No matter how incredibly brave, no matter how talented and no matter how so full of faith and self belief a fighter is, the end has to come one day. This past weekend, on Saturday night in Uniondale, New York, in his 42 pro fight, the end came for the hugely popular Robert Guerrero.
“The Ghost,” as the Californian southpaw is known, appeared to have close to nothing left but his sheer heart against Omar Figueroa, who, with his five-knockdown, 3rd-round stoppage win, became the first man to stop the 34 year old. Guerrero, who had previously and quite recently been beaten by Keith Thurman (in a punishing fight), Danny Garcia and, in his fight before Saturday, David Peralta, must now prove to be the smart, realistic person we all know he is, and retire.
A great fighter who competed at the highest level at featherweight all the way to welterweight, winning his share of belts along the way, Guerrero overcame immense personal misfortune (his story, and that of his wife, capturing the heart of millions) and never once gave in.

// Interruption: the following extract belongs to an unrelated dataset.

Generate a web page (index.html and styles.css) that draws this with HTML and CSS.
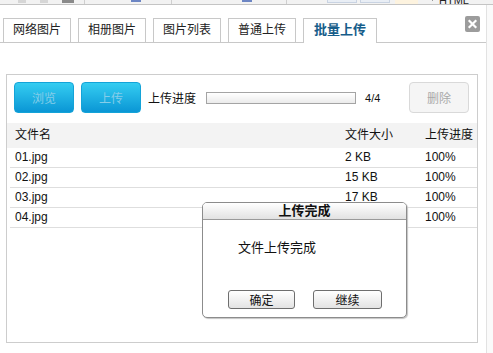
FILE: index.html
```html
<!DOCTYPE html>
<html lang="zh-CN">
<head>
  <meta charset="UTF-8">
  <title>批量上传</title>
  <link rel="stylesheet" href="styles.css">
</head>
<body>
  <div class="topbar">
    <span class="tb-bit tb-gray" style="margin-left:18px"></span>
    <span class="tb-bit tb-gray"></span>
    <span class="tb-bit tb-dark"></span>
    <span class="tb-sep"></span>
    <span class="tb-bit tb-blue" style="margin-left:46px"></span>
    <span class="tb-sep" style="margin-left:30px"></span>
    <span class="tb-bit tb-blue" style="margin-left:70px"></span>
    <span class="tb-sep" style="margin-left:34px"></span>
    <span class="tb-box" style="margin-left:40px"></span>
    <span class="tb-box"></span>
    <span class="tb-cream"></span>
    <span class="tb-text">HTML</span>
  </div>

  <div class="dialog">
    <div class="tabs">
      <div class="tab">网络图片</div>
      <div class="tab">相册图片</div>
      <div class="tab">图片列表</div>
      <div class="tab">普通上传</div>
      <div class="tab active">批量上传</div>
      <button class="close" title="关闭">
        <svg width="15" height="16" viewBox="0 0 15 16">
          <path d="M4.5 5 L10.5 11 M10.5 5 L4.5 11" stroke="#fff" stroke-width="2.2" stroke-linecap="square"/>
        </svg>
      </button>
    </div>

    <div class="panel">
      <div class="toolbar">
        <button class="btn-blue">浏览</button>
        <button class="btn-blue">上传</button>
        <span class="progress-label">上传进度</span>
        <div class="progress"></div>
        <span class="count">4/4</span>
        <button class="btn-del">删除</button>
      </div>

      <div class="file-table">
        <div class="row head"><span>文件名</span><span>文件大小</span><span>上传进度</span></div>
        <div class="row"><span>01.jpg</span><span>2 KB</span><span>100%</span></div>
        <div class="row"><span>02.jpg</span><span>15 KB</span><span>100%</span></div>
        <div class="row"><span>03.jpg</span><span>17 KB</span><span>100%</span></div>
        <div class="row"><span>04.jpg</span><span>16 KB</span><span>100%</span></div>
      </div>

      <div class="modal">
        <div class="modal-title">上传完成</div>
        <div class="modal-body">文件上传完成</div>
        <div class="modal-actions">
          <button class="btn-gray ok">确定</button>
          <button class="btn-gray">继续</button>
        </div>
      </div>
    </div>
  </div>
</body>
</html>
```

FILE: styles.css
```css
* {
  box-sizing: border-box;
}

body {
  margin: 0;
  background-color: #fafafa;
  font-family: "Liberation Sans", "Noto Sans CJK SC", sans-serif;
  font-size: 12px;
  color: #111;
}

button {
  font-family: inherit;
  padding: 0;
  cursor: pointer;
}

/* strip of the page behind the dialog */
.topbar {
  display: flex;
  align-items: flex-start;
  height: 5px;
  width: 493px;
  overflow: hidden;
  background-color: #f2f2f2;
  border-bottom: 1px solid #c4c4c4;
}

.tb-bit {
  width: 8px;
  height: 3px;
  margin-left: 14px;
}

.tb-gray {
  background-color: #d6d6d6;
}

.tb-dark {
  width: 12px;
  margin-left: 14px;
  background-color: #8a8a8a;
}

.tb-blue {
  width: 10px;
  height: 2px;
  background-color: #6d86c4;
}

.tb-sep {
  width: 1px;
  height: 4px;
  margin-left: 10px;
  background-color: #cfcfcf;
}

.tb-box {
  width: 30px;
  height: 3px;
  margin-left: 3px;
  border: 1px solid #c9d3e2;
  border-top: none;
  background-color: #e9eef5;
}

.tb-cream {
  width: 23px;
  height: 4px;
  margin-left: 5px;
  background-color: #fdf3df;
}

.tb-text {
  margin-left: 14px;
  font-size: 11px;
  line-height: 1px;
  color: #222;
  border-left: 1px solid #999;
  padding-left: 6px;
}

/* dialog */
.dialog {
  width: 487px;
  height: 348px;
  background-color: #fff;
  border-right: 1px solid #e2e2e2;
}

.tabs {
  display: flex;
  align-items: flex-end;
  gap: 7px;
  padding: 13px 6px 0 3px;
  border-bottom: 1px solid #c8c8c8;
}

.tab {
  width: 68px;
  height: 24px;
  line-height: 22px;
  text-align: center;
  border: 1px solid #c8c8c8;
  border-bottom: none;
  background-color: #fff;
  color: #222;
}

.tab.active {
  width: 74px;
  height: 25px;
  margin-bottom: -1px;
  font-size: 13px;
  font-weight: bold;
  color: #165d8a;
}

.close {
  align-self: flex-start;
  margin-top: -2px;
  margin-left: auto;
  width: 15px;
  height: 16px;
  border: none;
  border-radius: 2px;
  background-color: #9c9c9c;
}

.close svg {
  display: block;
}

/* upload panel */
.panel {
  position: relative;
  width: 472px;
  height: 269px;
  margin: 31px 0 0 6px;
  border: 1px solid #cdcdcd;
  background-color: #fff;
}

.toolbar {
  display: flex;
  align-items: center;
  padding: 7px 8px 0 7px;
}

.btn-blue {
  width: 60px;
  height: 31px;
  margin-right: 7px;
  border: 1px solid #14a3d8;
  border-radius: 4px;
  background: linear-gradient(#35cdf1, #0a96d5);
  color: #86cde9;
  font-size: 12px;
}

.progress-label {
  margin-right: 10px;
}

.progress {
  width: 150px;
  height: 12px;
  border: 1px solid #a4a4a4;
  background: linear-gradient(#ffffff, #ebebeb);
}

.count {
  margin-left: 9px;
  font-size: 11px;
}

.btn-del {
  width: 60px;
  height: 31px;
  margin-left: auto;
  border: 1px solid #d9d9d9;
  border-radius: 4px;
  background-color: #f5f5f5;
  color: #a9a9a9;
  font-size: 12px;
}

.file-table {
  margin-top: 10px;
}

.row {
  display: grid;
  grid-template-columns: 1fr 80px 52px;
  height: 20px;
  line-height: 19px;
  margin-left: 3px;
  padding-left: 5px;
  border-bottom: 1px solid #dedede;
}

.row.head {
  height: 25px;
  line-height: 25px;
  margin-left: 0;
  padding-left: 8px;
  border-bottom: none;
  background-color: #f3f3f3;
}

/* completion message box */
.modal {
  position: absolute;
  left: 195px;
  top: 127px;
  width: 205px;
  height: 116px;
  border: 1px solid #8c8c8c;
  border-radius: 5px;
  background-color: #fff;
  box-shadow: 1px 1px 1px #c4c4c4;
  overflow: hidden;
}

.modal-title {
  height: 17px;
  line-height: 16px;
  text-align: center;
  font-size: 13px;
  font-weight: bold;
  border-bottom: 1px solid #9a9a9a;
  background: linear-gradient(#ffffff, #e2e2e2);
}

.modal-body {
  padding: 17px 0 0 35px;
  height: 70px;
  font-size: 13px;
}

.modal-actions {
  display: flex;
  justify-content: center;
  gap: 18px;
  padding-left: 1px;
}

.btn-gray {
  width: 69px;
  height: 19px;
  border: 1px solid #6e6e6e;
  border-radius: 3px;
  background: linear-gradient(#ffffff, #e3e3e3);
  font-size: 12px;
  color: #111;
}

.btn-gray.ok {
  width: 67px;
}
```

Now, however, after having fought his heart out in numerous punishing ring battles, it is time for “The Ghost” to stop haunting the sport he gave so much to.
Punch resistance is so very vital for a fighter of Guerrero’s style and approach; his warrior tendencies proving so prominent in recent years, and without it, and with a never give up mental attitude to go along with it, a faded warrior is so vulnerable to being seriously hurt. Added to this, is the fact that Guerrero has nothing left to prove (or anything much to prove anything more with).
It’s time, and Guerrero and his family and friends have to concede as much. All that’s left to say is thanks, thanks for the great fights, the great heart and the great story.
Is Guerrero, 33-6-1(18) a Hall of Famer in five years (providing he does call it a career right now)? He makes a hell of a case, put it that way. Just as Guerrero always made for a hell of a fight.